CHALLENGES OF REAL-TIME TRANSLATION APPLICATIONS IN ONLINE ACADEMIC DISCUSSIONS: A PHENOMENOLOGICAL STUDY OF SINO–GREEK MASTER’S STUDENTS
Keywords:
Real-time machine translation, translation applications, Sino–Greek communication, exchange program, phenomenological study; intercultural academic discourse; online seminarsAbstract
Real-time machine-translation applications are increasingly used to bridge language gaps in virtual graduate seminars, yet their effectiveness in conveying discipline-specific terminology and nuanced academic discourse remains under-examined. This phenomenological study explores the experiences of two Chinese and two Greek master’s students who participated in a six-month exchange at the School of History and Culture, Southwest University. Data were collected via 60-minute semi-structured interviews and analysis of participant-provided chat-log excerpts from online seminars.

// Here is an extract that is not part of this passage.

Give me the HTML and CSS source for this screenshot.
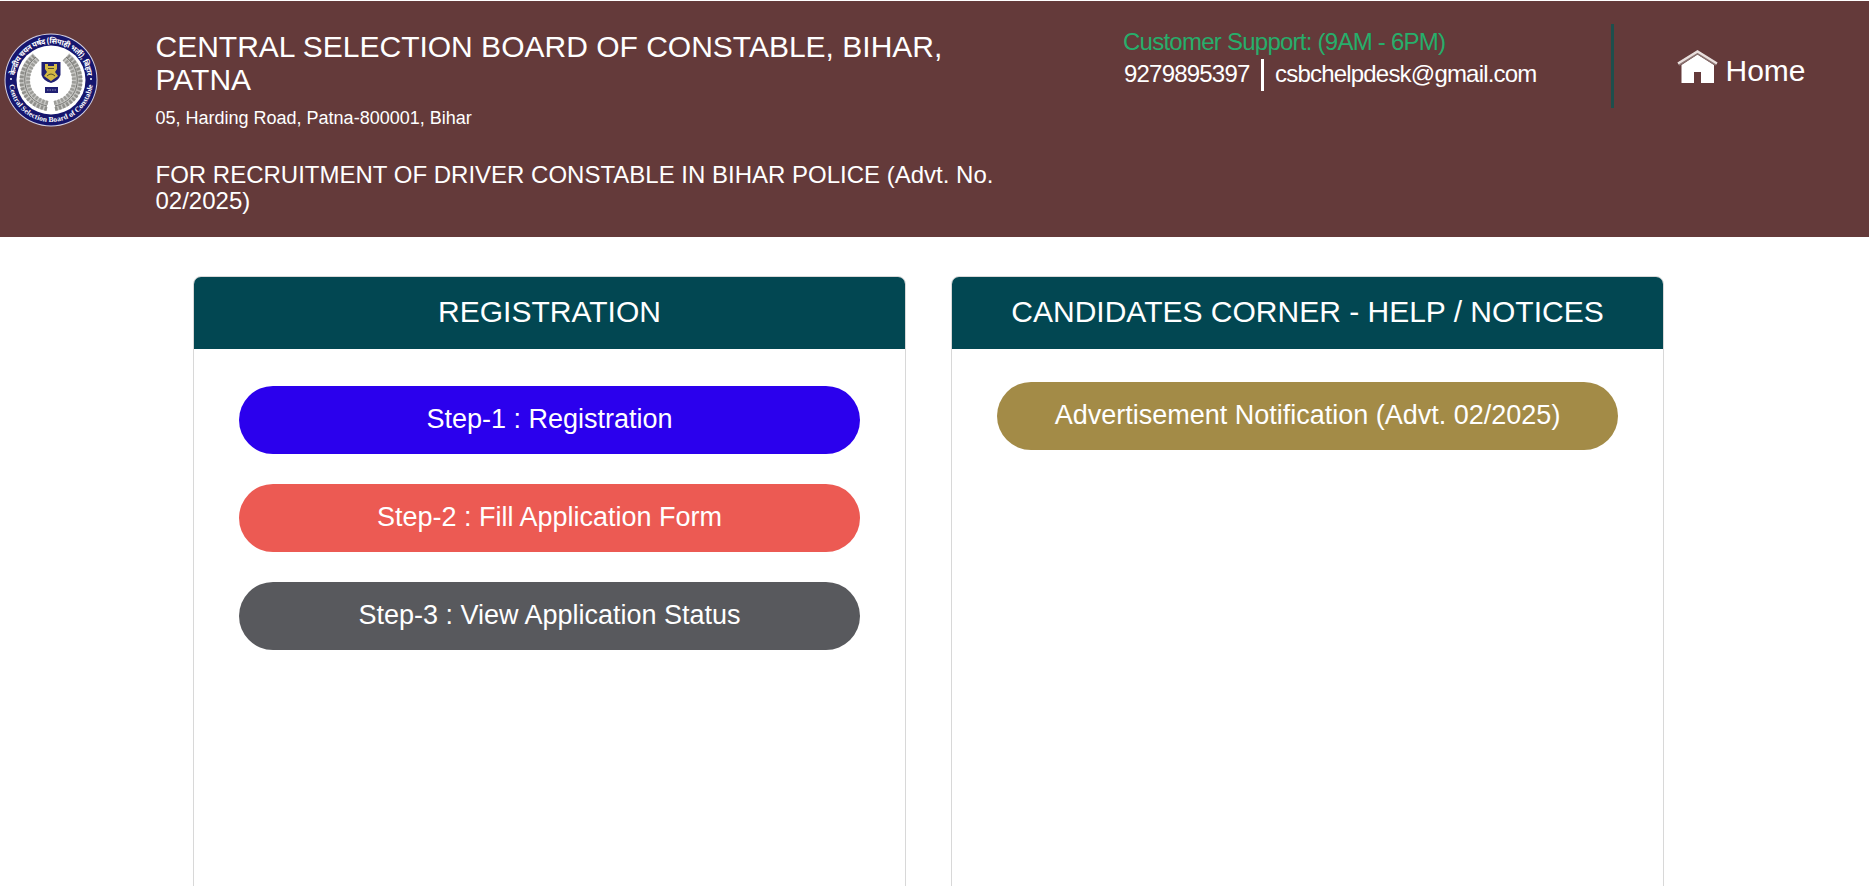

Thematic analysis revealed four core challenges: (1) Technical-Term Mistranslation, where specialized historical and cultural vocabulary was inaccurately rendered; (2) Latency and Turn-Taking Delays, which disrupted conversational flow; (3) Loss of Rhetorical and Cultural Nuance, weakening argumentative coherence; and (4) Emotional and Participation Effects, including frustration, reduced confidence, and withdrawal. Participants adopted adaptive strategies—pre-shared glossaries, English code-switching, and peer-clarification requests—to mitigate these issues. Findings highlight critical limitations of current translation tools in high-stakes academic contexts and underscore the importance of instructional best practices (e.g., structured turn-taking protocols, shared discipline-specific glossaries) alongside targeted software enhancements (e.g., improved handling of technical lexicon, optimized real-time processing). These recommendations aim to support more equitable and effective Sino–Greek and broader multilingual online learning collaborations.